SHORT EXERCISE: Exclude images, then output the remaining data verbatim.

>> Start

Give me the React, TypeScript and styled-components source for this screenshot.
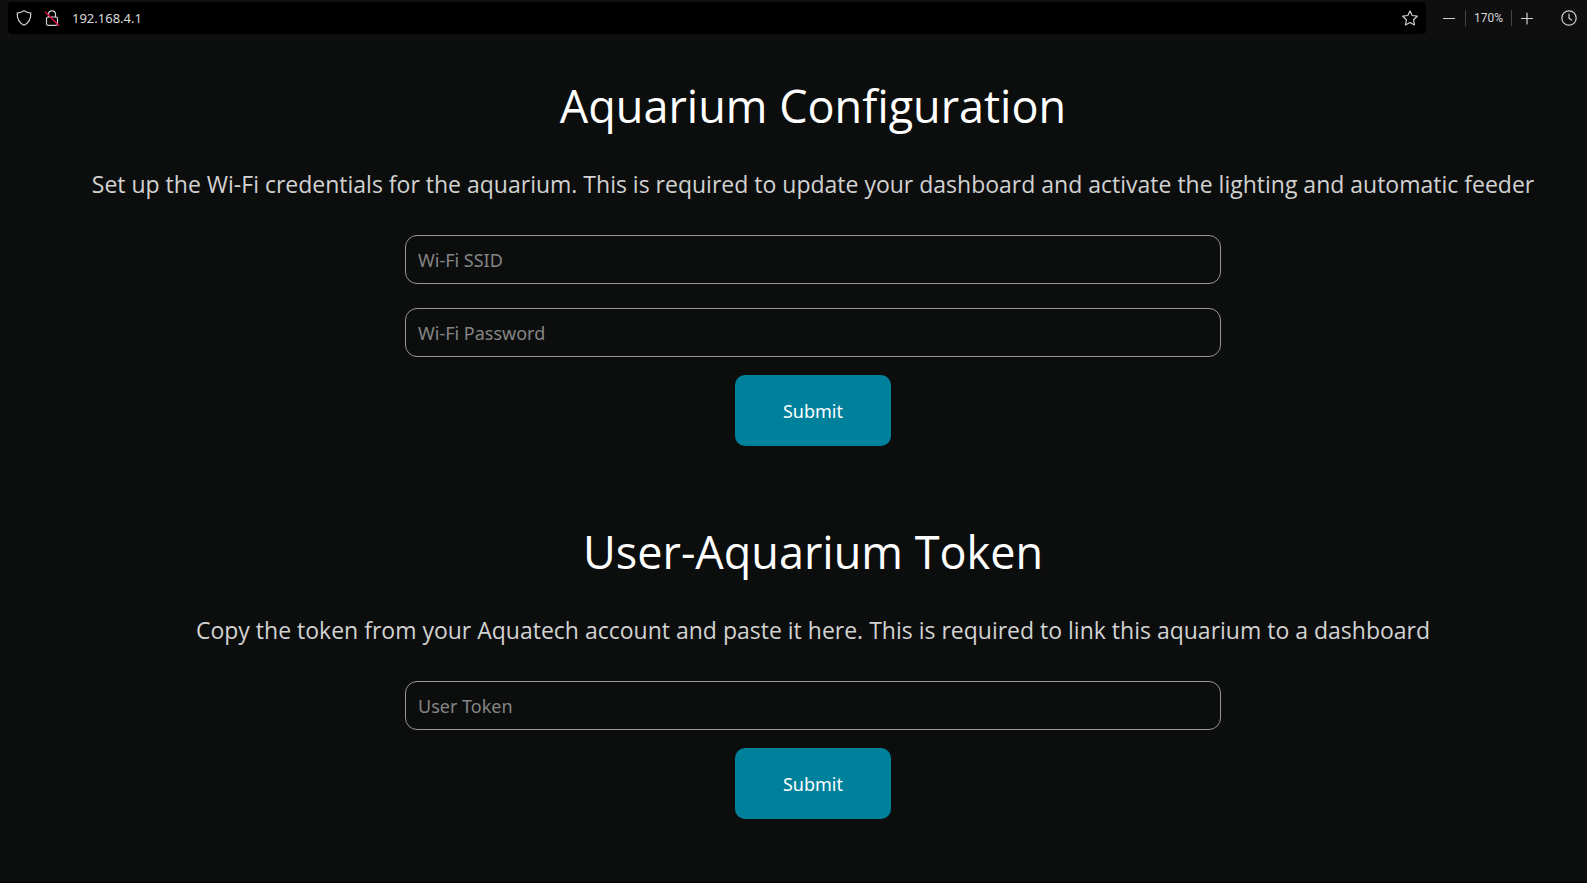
import React, { useState } from "react";
import styled, { createGlobalStyle } from "styled-components";

const GlobalStyle = createGlobalStyle`
  *, *::before, *::after { box-sizing: border-box; }
  body {
    margin: 0;
    background: #0c0e0d;
    color: #ffffff;
    font-family: "Open Sans", "Noto Sans", sans-serif;
  }
`;

const Screen = styled.div`
  display: flex;
  flex-direction: column;
  min-height: 100vh;
  border-bottom: 2px solid #0b0306;
`;

const Toolbar = styled.header`
  display: flex;
  align-items: center;
  height: 40px;
  padding: 2px 10px 6px 8px;
  background: #0f0f0f;
  color: #d6d6d6;
`;

const AddressBar = styled.div`
  display: flex;
  flex: 1;
  align-items: center;
  gap: 12px;
  height: 32px;
  padding: 0 8px;
  border-radius: 4px;
  background: #000000;
`;

const AddressInput = styled.input`
  flex: 1;
  min-width: 0;
  padding: 0;
  border: 0;
  outline: 0;
  background: transparent;
  color: #dadada;
  font: 13px/20px "Noto Sans", sans-serif;
`;

const IconButton = styled.button`
  display: grid;
  place-items: center;
  width: 16px;
  height: 16px;
  padding: 0;
  border: 0;
  background: transparent;
  color: #d0d0d0;
`;

const ZoomGroup = styled.div`
  display: flex;
  align-items: center;
  gap: 8px;
  margin: 0 25px 0 15px;
`;

const ZoomLevel = styled.span`
  width: 47px;
  border: solid #454545;
  border-width: 0 1px;
  font: 12px/16px Roboto, sans-serif;
  text-align: center;
`;

const Page = styled.main`
  display: flex;
  flex-direction: column;
  gap: 68px;
  padding: 28px 0 60px 39px;
`;

const Section = styled.section`
  display: flex;
  flex-direction: column;
  align-items: center;
`;

const Title = styled.h1`
  margin: 0;
  font-size: 45px;
  font-weight: 400;
  line-height: 76px;
  text-align: center;
`;

const Description = styled.p`
  margin: 20px 0 30px;
  color: #d2d2d2;
  font-size: 23px;
  line-height: 41px;
  text-align: center;
`;

const Form = styled.form`
  display: flex;
  flex-direction: column;
  align-items: center;
  gap: 24px;
  width: 816px;
  max-width: 100%;
`;

const Field = styled.input`
  width: 100%;
  height: 49px;
  padding: 0 12px;
  border: 1px solid #969696;
  border-radius: 12px;
  background: transparent;
  color: #ffffff;
  font: 18px/24px "Noto Sans", sans-serif;

  &::placeholder { color: #858585; opacity: 1; }
`;

const SubmitButton = styled.button`
  margin-top: -6px;
  padding: 24px 48px 23px;
  border: 0;
  border-radius: 10px;
  background: #00819b;
  color: #ffffff;
  font: 18px/24px "Noto Sans", sans-serif;
`;

const iconProps = {
  width: 16,
  height: 16,
  viewBox: "0 0 16 16",
  fill: "none",
  stroke: "currentColor",
  strokeWidth: 1.2,
  strokeLinecap: "round" as const,
  strokeLinejoin: "round" as const,
  "aria-hidden": true,
};

const ShieldIcon = () => (
  <svg {...iconProps}>
    <path d="M8 .8C6.200 2 3.700 2.800 1.200 3.100C1 8.200 3 12.900 8 15.300C13 12.900 15 8.200 14.800 3.100C12.300 2.800 9.800 2 8 .8Z" />
  </svg>
);

const LockIcon = () => (
  <svg {...iconProps}>
    <path d="M4.500 7V4.300a3.500 3.500 0 0 1 7 0V7" />
    <rect x="2.500" y="7" width="11" height="8.300" rx="1.500" />
    <path d="M1.500 2.300L14.500 15.300" stroke="#e2123f" strokeWidth="1.500" />
  </svg>
);

const StarIcon = () => (
  <svg {...iconProps}>
    <path d="M8 .9L10.200 5.500L15.300 6.200L11.600 9.800L12.500 15L8 12.500L3.500 15L4.400 9.800L.7 6.200L5.800 5.500Z" />
  </svg>
);

const MinusIcon = () => (
  <svg {...iconProps}><path d="M2.500 8.500H13.500" /></svg>
);

const PlusIcon = () => (
  <svg {...iconProps}><path d="M1.500 8.500H12.500M7 3V14" /></svg>
);

const ClockIcon = () => (
  <svg {...iconProps}>
    <circle cx="8" cy="8" r="7.200" />
    <path d="M8 4V8.300L10.600 10" />
  </svg>
);

type SetupSectionProps = {
  title: string;
  description: string;
  fields: { label: string; type: string }[];
};

function SetupSection({ title, description, fields }: SetupSectionProps) {
  return (
    <Section>
      <Title>{title}</Title>
      <Description>{description}</Description>
      <Form onSubmit={(event) => event.preventDefault()}>
        {fields.map((field) => (
          <Field key={field.label} type={field.type} placeholder={field.label} aria-label={field.label} />
        ))}
        <SubmitButton type="submit">Submit</SubmitButton>
      </Form>
    </Section>
  );
}

export default function App() {
  const [address, setAddress] = useState("192.168.4.1");
  const [zoom, setZoom] = useState(170);

  return (
    <Screen>
      <GlobalStyle />
      <Toolbar>
        <AddressBar>
          <IconButton aria-label="Tracking protection"><ShieldIcon /></IconButton>
          <IconButton aria-label="Connection not secure"><LockIcon /></IconButton>
          <AddressInput aria-label="Address" value={address} onChange={(event) => setAddress(event.target.value)} />
          <IconButton aria-label="Bookmark this page"><StarIcon /></IconButton>
        </AddressBar>
        <ZoomGroup>
          <IconButton aria-label="Zoom out" onClick={() => setZoom(zoom - 10)}><MinusIcon /></IconButton>
          <ZoomLevel>{zoom}%</ZoomLevel>
          <IconButton aria-label="Zoom in" onClick={() => setZoom(zoom + 10)}><PlusIcon /></IconButton>
        </ZoomGroup>
        <IconButton aria-label="History"><ClockIcon /></IconButton>
      </Toolbar>
      <Page>
        <SetupSection
          title="Aquarium Configuration"
          description="Set up the Wi-Fi credentials for the aquarium. This is required to update your dashboard and activate the lighting and automatic feeder"
          fields={[
            { label: "Wi-Fi SSID", type: "text" },
            { label: "Wi-Fi Password", type: "password" },
          ]}
        />
        <SetupSection
          title="User-Aquarium Token"
          description="Copy the token from your Aquatech account and paste it here. This is required to link this aquarium to a dashboard"
          fields={[{ label: "User Token", type: "text" }]}
        />
      </Page>
    </Screen>
  );
}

>> End

FULL OUTPUT:
Give me the React, TypeScript and styled-components source for this screenshot.
import React, { useState } from "react";
import styled, { createGlobalStyle } from "styled-components";

const GlobalStyle = createGlobalStyle`
  *, *::before, *::after { box-sizing: border-box; }
  body {
    margin: 0;
    background: #0c0e0d;
    color: #ffffff;
    font-family: "Open Sans", "Noto Sans", sans-serif;
  }
`;

const Screen = styled.div`
  display: flex;
  flex-direction: column;
  min-height: 100vh;
  border-bottom: 2px solid #0b0306;
`;

const Toolbar = styled.header`
  display: flex;
  align-items: center;
  height: 40px;
  padding: 2px 10px 6px 8px;
  background: #0f0f0f;
  color: #d6d6d6;
`;

const AddressBar = styled.div`
  display: flex;
  flex: 1;
  align-items: center;
  gap: 12px;
  height: 32px;
  padding: 0 8px;
  border-radius: 4px;
  background: #000000;
`;

const AddressInput = styled.input`
  flex: 1;
  min-width: 0;
  padding: 0;
  border: 0;
  outline: 0;
  background: transparent;
  color: #dadada;
  font: 13px/20px "Noto Sans", sans-serif;
`;

const IconButton = styled.button`
  display: grid;
  place-items: center;
  width: 16px;
  height: 16px;
  padding: 0;
  border: 0;
  background: transparent;
  color: #d0d0d0;
`;

const ZoomGroup = styled.div`
  display: flex;
  align-items: center;
  gap: 8px;
  margin: 0 25px 0 15px;
`;

const ZoomLevel = styled.span`
  width: 47px;
  border: solid #454545;
  border-width: 0 1px;
  font: 12px/16px Roboto, sans-serif;
  text-align: center;
`;

const Page = styled.main`
  display: flex;
  flex-direction: column;
  gap: 68px;
  padding: 28px 0 60px 39px;
`;

const Section = styled.section`
  display: flex;
  flex-direction: column;
  align-items: center;
`;

const Title = styled.h1`
  margin: 0;
  font-size: 45px;
  font-weight: 400;
  line-height: 76px;
  text-align: center;
`;

const Description = styled.p`
  margin: 20px 0 30px;
  color: #d2d2d2;
  font-size: 23px;
  line-height: 41px;
  text-align: center;
`;

const Form = styled.form`
  display: flex;
  flex-direction: column;
  align-items: center;
  gap: 24px;
  width: 816px;
  max-width: 100%;
`;

const Field = styled.input`
  width: 100%;
  height: 49px;
  padding: 0 12px;
  border: 1px solid #969696;
  border-radius: 12px;
  background: transparent;
  color: #ffffff;
  font: 18px/24px "Noto Sans", sans-serif;

  &::placeholder { color: #858585; opacity: 1; }
`;

const SubmitButton = styled.button`
  margin-top: -6px;
  padding: 24px 48px 23px;
  border: 0;
  border-radius: 10px;
  background: #00819b;
  color: #ffffff;
  font: 18px/24px "Noto Sans", sans-serif;
`;

const iconProps = {
  width: 16,
  height: 16,
  viewBox: "0 0 16 16",
  fill: "none",
  stroke: "currentColor",
  strokeWidth: 1.2,
  strokeLinecap: "round" as const,
  strokeLinejoin: "round" as const,
  "aria-hidden": true,
};

const ShieldIcon = () => (
  <svg {...iconProps}>
    <path d="M8 .8C6.200 2 3.700 2.800 1.200 3.100C1 8.200 3 12.900 8 15.300C13 12.900 15 8.200 14.800 3.100C12.300 2.800 9.800 2 8 .8Z" />
  </svg>
);

const LockIcon = () => (
  <svg {...iconProps}>
    <path d="M4.500 7V4.300a3.500 3.500 0 0 1 7 0V7" />
    <rect x="2.500" y="7" width="11" height="8.300" rx="1.500" />
    <path d="M1.500 2.300L14.500 15.300" stroke="#e2123f" strokeWidth="1.500" />
  </svg>
);

const StarIcon = () => (
  <svg {...iconProps}>
    <path d="M8 .9L10.200 5.500L15.300 6.200L11.600 9.800L12.500 15L8 12.500L3.500 15L4.400 9.800L.7 6.200L5.800 5.500Z" />
  </svg>
);

const MinusIcon = () => (
  <svg {...iconProps}><path d="M2.500 8.500H13.500" /></svg>
);

const PlusIcon = () => (
  <svg {...iconProps}><path d="M1.500 8.500H12.500M7 3V14" /></svg>
);

const ClockIcon = () => (
  <svg {...iconProps}>
    <circle cx="8" cy="8" r="7.200" />
    <path d="M8 4V8.300L10.600 10" />
  </svg>
);

type SetupSectionProps = {
  title: string;
  description: string;
  fields: { label: string; type: string }[];
};

function SetupSection({ title, description, fields }: SetupSectionProps) {
  return (
    <Section>
      <Title>{title}</Title>
      <Description>{description}</Description>
      <Form onSubmit={(event) => event.preventDefault()}>
        {fields.map((field) => (
          <Field key={field.label} type={field.type} placeholder={field.label} aria-label={field.label} />
        ))}
        <SubmitButton type="submit">Submit</SubmitButton>
      </Form>
    </Section>
  );
}

export default function App() {
  const [address, setAddress] = useState("192.168.4.1");
  const [zoom, setZoom] = useState(170);

  return (
    <Screen>
      <GlobalStyle />
      <Toolbar>
        <AddressBar>
          <IconButton aria-label="Tracking protection"><ShieldIcon /></IconButton>
          <IconButton aria-label="Connection not secure"><LockIcon /></IconButton>
          <AddressInput aria-label="Address" value={address} onChange={(event) => setAddress(event.target.value)} />
          <IconButton aria-label="Bookmark this page"><StarIcon /></IconButton>
        </AddressBar>
        <ZoomGroup>
          <IconButton aria-label="Zoom out" onClick={() => setZoom(zoom - 10)}><MinusIcon /></IconButton>
          <ZoomLevel>{zoom}%</ZoomLevel>
          <IconButton aria-label="Zoom in" onClick={() => setZoom(zoom + 10)}><PlusIcon /></IconButton>
        </ZoomGroup>
        <IconButton aria-label="History"><ClockIcon /></IconButton>
      </Toolbar>
      <Page>
        <SetupSection
          title="Aquarium Configuration"
          description="Set up the Wi-Fi credentials for the aquarium. This is required to update your dashboard and activate the lighting and automatic feeder"
          fields={[
            { label: "Wi-Fi SSID", type: "text" },
            { label: "Wi-Fi Password", type: "password" },
          ]}
        />
        <SetupSection
          title="User-Aquarium Token"
          description="Copy the token from your Aquatech account and paste it here. This is required to link this aquarium to a dashboard"
          fields={[{ label: "User Token", type: "text" }]}
        />
      </Page>
    </Screen>
  );
}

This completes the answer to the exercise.